◆ **Direction**: Find the word "that" in the records below. List each line containing it.
[Start of Listed entries]
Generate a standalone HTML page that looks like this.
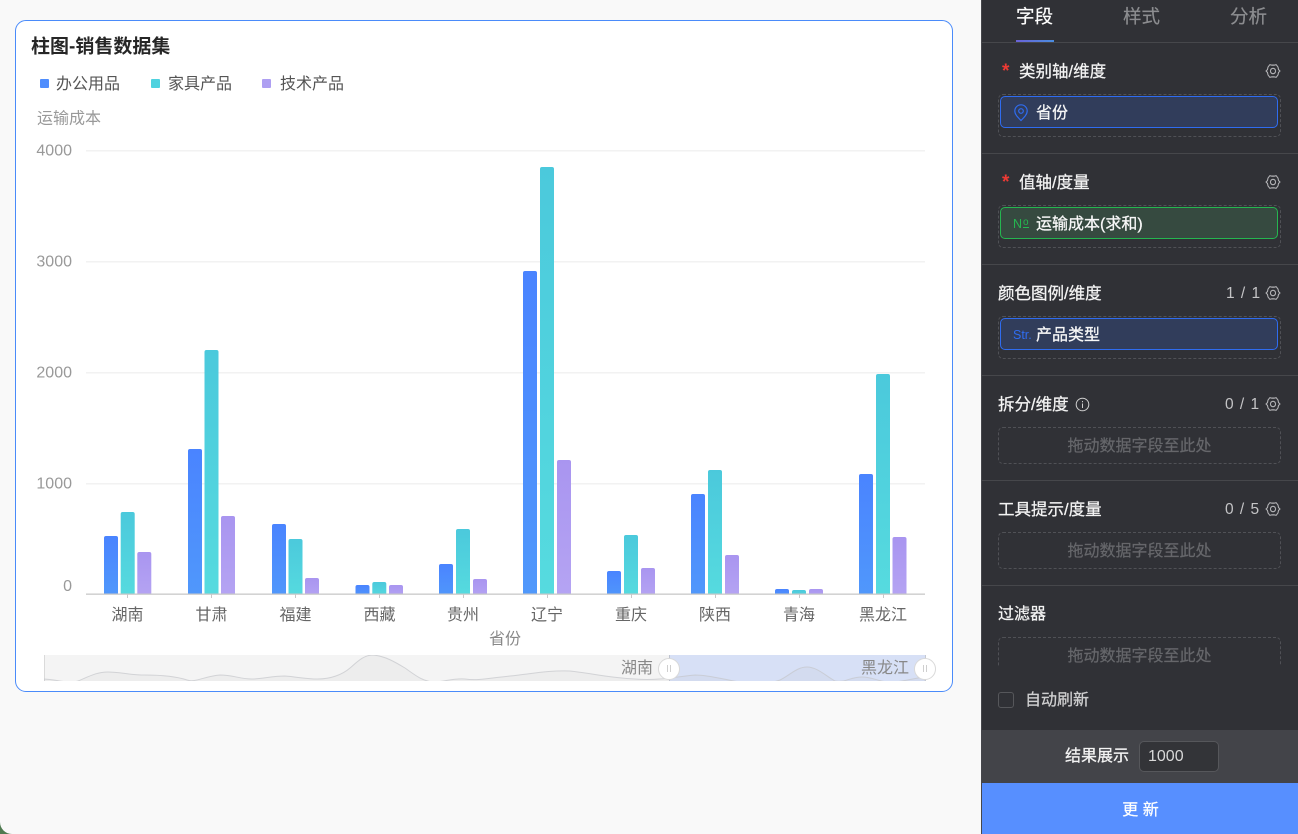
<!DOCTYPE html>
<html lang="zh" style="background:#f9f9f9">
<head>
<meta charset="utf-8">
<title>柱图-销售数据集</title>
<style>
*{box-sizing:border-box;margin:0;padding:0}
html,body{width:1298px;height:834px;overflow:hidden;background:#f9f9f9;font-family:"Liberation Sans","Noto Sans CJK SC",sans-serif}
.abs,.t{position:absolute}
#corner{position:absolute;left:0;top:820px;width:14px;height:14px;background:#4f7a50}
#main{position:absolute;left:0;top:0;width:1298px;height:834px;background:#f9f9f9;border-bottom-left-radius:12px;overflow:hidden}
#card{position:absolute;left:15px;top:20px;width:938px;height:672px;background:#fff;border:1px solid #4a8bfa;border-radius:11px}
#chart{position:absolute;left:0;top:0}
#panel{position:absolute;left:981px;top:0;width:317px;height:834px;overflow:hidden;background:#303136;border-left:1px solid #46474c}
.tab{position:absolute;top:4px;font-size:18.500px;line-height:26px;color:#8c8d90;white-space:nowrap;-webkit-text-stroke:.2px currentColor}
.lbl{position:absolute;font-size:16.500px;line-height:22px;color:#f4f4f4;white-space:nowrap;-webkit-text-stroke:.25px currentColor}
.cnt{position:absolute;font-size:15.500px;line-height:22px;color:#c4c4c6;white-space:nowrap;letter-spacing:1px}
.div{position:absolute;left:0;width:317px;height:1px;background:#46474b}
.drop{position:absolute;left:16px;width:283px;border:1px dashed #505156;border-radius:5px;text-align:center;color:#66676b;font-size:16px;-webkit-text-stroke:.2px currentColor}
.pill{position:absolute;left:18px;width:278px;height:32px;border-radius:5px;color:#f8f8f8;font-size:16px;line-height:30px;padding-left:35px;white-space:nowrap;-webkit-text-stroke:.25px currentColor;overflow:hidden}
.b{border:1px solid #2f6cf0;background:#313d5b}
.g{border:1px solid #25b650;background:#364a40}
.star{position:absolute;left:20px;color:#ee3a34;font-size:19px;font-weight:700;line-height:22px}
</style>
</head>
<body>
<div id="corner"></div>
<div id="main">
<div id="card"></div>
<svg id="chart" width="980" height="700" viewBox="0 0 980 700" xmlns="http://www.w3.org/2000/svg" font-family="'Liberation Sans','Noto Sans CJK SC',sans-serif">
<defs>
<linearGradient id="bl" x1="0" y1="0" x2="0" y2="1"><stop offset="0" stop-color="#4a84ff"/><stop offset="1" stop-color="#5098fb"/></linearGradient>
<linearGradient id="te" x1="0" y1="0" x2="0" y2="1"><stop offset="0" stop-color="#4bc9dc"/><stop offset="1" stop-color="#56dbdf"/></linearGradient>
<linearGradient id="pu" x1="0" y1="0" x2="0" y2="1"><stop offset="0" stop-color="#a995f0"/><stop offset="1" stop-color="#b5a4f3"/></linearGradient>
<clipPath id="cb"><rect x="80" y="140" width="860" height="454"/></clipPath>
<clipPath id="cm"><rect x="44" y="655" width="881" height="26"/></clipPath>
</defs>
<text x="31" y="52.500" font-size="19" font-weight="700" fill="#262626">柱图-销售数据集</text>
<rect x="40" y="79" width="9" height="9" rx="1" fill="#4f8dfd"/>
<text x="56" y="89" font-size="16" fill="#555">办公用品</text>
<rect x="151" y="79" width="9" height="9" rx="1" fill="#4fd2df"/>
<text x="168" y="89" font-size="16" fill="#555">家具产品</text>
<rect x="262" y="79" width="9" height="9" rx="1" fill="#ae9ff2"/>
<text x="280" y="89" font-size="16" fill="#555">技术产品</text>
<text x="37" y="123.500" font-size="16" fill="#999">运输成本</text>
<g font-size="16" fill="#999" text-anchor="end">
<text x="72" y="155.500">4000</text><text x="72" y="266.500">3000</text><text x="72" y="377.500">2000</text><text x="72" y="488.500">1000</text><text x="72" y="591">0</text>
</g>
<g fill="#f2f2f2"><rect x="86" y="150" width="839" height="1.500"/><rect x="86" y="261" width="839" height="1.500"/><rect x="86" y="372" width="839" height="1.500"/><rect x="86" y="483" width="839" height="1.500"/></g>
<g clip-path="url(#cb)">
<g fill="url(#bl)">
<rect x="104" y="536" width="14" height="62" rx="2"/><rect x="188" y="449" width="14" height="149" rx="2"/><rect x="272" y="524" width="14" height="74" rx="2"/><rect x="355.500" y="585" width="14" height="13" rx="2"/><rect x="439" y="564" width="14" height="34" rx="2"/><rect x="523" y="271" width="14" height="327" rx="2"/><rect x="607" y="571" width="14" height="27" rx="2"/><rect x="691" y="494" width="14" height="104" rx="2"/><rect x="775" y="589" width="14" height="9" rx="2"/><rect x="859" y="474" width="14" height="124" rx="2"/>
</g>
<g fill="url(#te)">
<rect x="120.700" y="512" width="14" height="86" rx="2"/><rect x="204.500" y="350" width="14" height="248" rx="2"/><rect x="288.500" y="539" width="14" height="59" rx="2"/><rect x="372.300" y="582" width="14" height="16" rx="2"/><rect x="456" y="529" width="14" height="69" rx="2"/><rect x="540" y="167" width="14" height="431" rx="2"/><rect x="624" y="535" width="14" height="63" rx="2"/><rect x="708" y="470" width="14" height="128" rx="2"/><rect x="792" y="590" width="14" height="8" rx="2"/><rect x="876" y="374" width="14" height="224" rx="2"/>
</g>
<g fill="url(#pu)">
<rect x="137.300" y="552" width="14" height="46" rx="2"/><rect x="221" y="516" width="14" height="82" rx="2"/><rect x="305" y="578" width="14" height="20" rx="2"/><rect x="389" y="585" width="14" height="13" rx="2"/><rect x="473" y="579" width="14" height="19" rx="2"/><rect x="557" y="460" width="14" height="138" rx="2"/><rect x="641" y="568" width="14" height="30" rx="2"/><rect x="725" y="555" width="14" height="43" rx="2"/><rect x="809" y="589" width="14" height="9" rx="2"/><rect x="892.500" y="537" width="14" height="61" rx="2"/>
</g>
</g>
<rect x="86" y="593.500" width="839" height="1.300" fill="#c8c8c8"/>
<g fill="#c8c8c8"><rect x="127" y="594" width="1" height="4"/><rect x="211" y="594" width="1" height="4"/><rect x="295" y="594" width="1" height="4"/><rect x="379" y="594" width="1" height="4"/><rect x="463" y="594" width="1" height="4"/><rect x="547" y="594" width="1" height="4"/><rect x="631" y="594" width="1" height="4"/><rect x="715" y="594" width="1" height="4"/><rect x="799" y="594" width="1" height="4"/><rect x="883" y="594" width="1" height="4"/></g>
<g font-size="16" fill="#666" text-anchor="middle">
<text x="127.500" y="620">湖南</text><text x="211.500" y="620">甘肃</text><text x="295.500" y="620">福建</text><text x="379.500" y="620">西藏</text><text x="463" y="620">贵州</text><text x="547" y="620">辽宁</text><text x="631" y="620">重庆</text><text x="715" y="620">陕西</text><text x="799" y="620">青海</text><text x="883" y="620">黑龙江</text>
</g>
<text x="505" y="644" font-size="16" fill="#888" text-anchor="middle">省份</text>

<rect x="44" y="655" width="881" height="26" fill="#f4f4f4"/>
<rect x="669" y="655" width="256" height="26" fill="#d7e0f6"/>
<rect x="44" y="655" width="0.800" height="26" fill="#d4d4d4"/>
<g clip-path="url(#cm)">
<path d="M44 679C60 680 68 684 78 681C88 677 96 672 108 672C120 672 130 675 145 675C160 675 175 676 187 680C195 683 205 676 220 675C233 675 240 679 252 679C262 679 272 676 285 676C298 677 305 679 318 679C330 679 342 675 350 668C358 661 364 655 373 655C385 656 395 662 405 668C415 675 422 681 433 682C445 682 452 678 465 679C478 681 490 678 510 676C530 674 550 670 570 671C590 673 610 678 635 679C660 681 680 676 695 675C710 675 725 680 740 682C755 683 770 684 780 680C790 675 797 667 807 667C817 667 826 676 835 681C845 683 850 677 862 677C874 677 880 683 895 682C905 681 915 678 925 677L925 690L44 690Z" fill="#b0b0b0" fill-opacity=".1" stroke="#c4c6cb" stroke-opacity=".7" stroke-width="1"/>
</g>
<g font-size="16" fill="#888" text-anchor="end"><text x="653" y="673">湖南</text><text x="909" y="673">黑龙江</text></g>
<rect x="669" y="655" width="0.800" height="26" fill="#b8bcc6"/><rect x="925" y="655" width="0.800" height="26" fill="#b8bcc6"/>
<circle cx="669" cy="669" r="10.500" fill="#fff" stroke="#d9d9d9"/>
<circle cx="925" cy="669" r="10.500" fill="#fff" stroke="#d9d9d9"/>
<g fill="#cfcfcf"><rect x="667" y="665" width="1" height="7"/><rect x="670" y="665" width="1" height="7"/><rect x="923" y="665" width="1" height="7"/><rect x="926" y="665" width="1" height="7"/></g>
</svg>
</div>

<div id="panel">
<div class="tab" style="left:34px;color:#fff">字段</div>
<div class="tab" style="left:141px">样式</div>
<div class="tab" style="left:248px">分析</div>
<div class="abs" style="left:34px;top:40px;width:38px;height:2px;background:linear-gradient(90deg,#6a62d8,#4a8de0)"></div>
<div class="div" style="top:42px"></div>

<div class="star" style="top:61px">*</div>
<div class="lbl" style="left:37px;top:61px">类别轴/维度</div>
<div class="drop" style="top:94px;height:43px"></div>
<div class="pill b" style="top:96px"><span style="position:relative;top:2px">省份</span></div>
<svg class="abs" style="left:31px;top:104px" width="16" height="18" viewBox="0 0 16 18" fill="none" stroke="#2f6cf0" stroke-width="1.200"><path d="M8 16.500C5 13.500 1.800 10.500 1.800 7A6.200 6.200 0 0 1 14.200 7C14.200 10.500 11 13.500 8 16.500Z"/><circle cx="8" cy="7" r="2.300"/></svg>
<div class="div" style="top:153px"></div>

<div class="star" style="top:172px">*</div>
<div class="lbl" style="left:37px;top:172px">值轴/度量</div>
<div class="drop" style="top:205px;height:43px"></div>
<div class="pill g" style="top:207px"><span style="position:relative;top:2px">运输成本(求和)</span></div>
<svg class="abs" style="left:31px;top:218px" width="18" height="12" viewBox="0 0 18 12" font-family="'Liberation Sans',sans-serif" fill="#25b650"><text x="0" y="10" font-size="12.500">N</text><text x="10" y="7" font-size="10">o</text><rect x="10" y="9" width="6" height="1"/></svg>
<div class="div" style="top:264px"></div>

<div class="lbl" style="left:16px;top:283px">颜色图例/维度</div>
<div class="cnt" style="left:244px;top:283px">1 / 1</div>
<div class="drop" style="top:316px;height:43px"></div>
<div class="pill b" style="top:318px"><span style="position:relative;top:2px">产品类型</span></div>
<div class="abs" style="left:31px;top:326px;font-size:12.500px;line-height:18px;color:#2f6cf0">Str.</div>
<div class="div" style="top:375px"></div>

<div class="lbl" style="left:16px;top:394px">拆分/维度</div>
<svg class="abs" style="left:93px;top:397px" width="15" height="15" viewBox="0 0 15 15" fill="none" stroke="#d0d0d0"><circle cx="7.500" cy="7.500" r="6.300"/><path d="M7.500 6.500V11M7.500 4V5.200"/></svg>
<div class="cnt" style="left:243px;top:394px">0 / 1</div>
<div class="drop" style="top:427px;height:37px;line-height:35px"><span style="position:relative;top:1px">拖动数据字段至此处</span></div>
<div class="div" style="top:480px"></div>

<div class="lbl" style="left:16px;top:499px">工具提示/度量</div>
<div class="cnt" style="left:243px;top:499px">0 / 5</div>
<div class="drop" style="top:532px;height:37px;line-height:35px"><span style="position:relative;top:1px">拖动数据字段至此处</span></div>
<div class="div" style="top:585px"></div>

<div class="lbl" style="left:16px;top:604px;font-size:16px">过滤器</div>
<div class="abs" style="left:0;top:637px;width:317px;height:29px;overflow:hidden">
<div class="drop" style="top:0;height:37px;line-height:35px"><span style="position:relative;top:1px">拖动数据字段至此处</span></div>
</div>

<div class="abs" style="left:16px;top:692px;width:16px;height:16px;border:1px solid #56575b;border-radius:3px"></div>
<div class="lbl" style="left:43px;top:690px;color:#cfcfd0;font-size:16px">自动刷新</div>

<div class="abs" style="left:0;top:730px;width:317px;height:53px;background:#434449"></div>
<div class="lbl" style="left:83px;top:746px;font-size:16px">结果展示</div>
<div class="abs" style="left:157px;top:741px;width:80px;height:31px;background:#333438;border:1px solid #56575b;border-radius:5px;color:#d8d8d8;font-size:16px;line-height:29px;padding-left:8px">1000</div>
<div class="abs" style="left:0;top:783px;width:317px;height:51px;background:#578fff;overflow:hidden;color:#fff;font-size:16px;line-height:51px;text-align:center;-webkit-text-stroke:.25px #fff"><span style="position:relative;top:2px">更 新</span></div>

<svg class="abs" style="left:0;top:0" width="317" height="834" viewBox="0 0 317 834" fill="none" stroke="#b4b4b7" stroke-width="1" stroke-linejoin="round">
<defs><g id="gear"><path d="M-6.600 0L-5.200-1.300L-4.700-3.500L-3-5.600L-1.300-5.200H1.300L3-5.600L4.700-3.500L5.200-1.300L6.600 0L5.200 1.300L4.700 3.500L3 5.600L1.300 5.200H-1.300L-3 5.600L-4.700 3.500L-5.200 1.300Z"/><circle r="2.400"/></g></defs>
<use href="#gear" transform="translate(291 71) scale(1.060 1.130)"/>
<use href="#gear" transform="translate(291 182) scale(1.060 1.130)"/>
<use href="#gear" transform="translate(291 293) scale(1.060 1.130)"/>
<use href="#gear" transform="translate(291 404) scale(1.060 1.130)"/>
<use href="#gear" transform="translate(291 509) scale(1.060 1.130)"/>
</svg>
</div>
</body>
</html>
[End of Listed entries]
[Start of Listed entries]
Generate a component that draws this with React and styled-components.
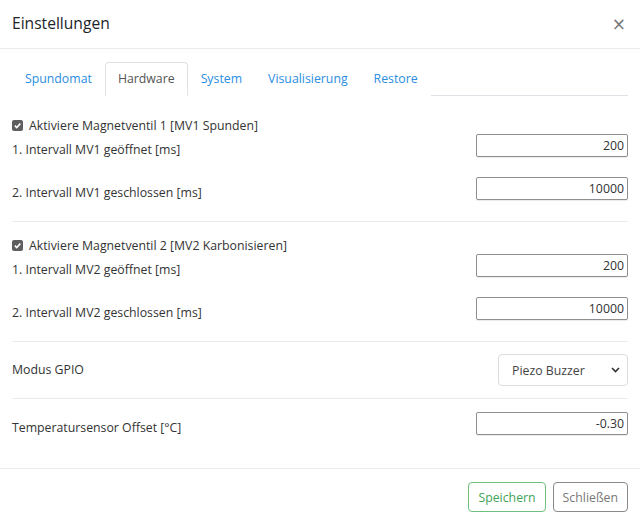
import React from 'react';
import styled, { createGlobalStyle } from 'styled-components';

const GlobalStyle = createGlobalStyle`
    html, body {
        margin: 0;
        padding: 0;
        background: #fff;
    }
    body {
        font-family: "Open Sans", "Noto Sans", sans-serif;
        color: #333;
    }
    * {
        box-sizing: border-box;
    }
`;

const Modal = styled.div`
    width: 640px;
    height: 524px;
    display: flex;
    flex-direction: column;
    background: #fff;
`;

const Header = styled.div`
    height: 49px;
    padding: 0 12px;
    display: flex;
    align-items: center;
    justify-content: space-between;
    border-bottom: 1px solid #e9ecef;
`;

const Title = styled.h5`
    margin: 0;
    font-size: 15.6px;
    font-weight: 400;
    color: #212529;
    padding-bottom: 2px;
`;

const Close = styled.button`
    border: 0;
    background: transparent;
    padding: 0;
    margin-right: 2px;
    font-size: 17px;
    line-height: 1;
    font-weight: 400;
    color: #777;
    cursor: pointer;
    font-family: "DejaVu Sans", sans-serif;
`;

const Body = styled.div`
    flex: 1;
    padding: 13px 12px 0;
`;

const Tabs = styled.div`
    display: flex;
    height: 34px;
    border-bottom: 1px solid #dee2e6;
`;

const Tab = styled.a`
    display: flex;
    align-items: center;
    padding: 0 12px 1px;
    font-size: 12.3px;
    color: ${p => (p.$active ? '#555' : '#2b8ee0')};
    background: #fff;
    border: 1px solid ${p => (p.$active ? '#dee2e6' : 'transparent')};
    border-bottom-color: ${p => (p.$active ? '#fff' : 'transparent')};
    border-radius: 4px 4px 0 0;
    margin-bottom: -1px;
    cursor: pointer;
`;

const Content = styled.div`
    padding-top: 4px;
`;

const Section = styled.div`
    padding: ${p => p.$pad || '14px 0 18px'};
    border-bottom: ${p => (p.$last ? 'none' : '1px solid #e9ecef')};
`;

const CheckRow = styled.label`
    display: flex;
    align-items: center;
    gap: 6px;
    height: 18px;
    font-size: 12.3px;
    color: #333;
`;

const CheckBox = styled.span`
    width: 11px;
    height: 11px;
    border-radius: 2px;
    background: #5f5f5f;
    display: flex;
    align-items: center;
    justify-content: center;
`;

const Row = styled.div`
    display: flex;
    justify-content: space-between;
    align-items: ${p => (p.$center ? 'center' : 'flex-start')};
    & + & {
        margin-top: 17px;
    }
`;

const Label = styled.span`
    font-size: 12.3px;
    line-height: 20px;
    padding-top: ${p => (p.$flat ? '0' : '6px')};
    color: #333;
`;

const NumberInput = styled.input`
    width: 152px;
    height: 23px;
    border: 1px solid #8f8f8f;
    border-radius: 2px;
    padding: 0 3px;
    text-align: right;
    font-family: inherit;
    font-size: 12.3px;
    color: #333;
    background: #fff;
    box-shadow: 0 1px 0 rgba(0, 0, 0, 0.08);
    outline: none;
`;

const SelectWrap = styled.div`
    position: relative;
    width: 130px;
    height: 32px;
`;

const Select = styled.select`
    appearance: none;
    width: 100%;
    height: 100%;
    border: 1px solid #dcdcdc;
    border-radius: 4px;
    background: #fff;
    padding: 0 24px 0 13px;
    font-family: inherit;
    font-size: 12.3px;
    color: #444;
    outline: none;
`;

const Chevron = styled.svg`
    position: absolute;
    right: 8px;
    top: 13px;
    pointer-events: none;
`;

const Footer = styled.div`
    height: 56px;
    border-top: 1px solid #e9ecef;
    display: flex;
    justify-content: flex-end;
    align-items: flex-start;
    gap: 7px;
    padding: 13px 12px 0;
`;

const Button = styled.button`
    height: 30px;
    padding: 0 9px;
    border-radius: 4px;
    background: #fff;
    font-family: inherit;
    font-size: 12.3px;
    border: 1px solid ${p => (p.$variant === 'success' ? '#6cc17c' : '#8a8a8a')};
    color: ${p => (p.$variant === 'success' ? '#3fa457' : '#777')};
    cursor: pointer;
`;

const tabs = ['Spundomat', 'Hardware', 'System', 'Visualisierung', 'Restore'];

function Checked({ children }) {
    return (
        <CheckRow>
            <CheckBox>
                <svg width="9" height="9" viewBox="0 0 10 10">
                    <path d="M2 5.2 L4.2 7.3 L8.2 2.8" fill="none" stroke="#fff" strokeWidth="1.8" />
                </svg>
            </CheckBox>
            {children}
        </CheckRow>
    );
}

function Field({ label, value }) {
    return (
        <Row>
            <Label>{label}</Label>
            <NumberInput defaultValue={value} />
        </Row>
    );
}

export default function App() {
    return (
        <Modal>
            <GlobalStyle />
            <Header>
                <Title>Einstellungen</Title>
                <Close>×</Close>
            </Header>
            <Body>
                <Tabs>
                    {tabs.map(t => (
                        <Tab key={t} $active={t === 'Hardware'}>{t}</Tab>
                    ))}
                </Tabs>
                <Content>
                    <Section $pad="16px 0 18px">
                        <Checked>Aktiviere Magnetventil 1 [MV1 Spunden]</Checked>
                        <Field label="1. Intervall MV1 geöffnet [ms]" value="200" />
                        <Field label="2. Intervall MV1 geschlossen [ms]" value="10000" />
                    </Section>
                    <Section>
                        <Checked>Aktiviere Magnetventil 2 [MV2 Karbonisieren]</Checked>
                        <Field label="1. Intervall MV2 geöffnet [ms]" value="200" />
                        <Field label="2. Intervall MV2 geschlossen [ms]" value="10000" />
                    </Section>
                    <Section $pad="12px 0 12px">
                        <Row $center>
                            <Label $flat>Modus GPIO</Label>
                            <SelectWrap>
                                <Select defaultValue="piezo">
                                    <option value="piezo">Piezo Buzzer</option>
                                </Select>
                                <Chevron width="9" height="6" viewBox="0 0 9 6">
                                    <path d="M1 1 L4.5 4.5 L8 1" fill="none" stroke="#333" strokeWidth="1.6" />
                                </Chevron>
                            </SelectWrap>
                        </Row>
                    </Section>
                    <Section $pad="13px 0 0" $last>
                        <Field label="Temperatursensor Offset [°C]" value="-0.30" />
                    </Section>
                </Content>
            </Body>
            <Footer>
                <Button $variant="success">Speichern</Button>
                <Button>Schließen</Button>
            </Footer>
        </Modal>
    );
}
[End of Listed entries]
◆ **The result**:
Generate a standalone HTML page that looks like this.
Generate a component that draws this with React and styled-components.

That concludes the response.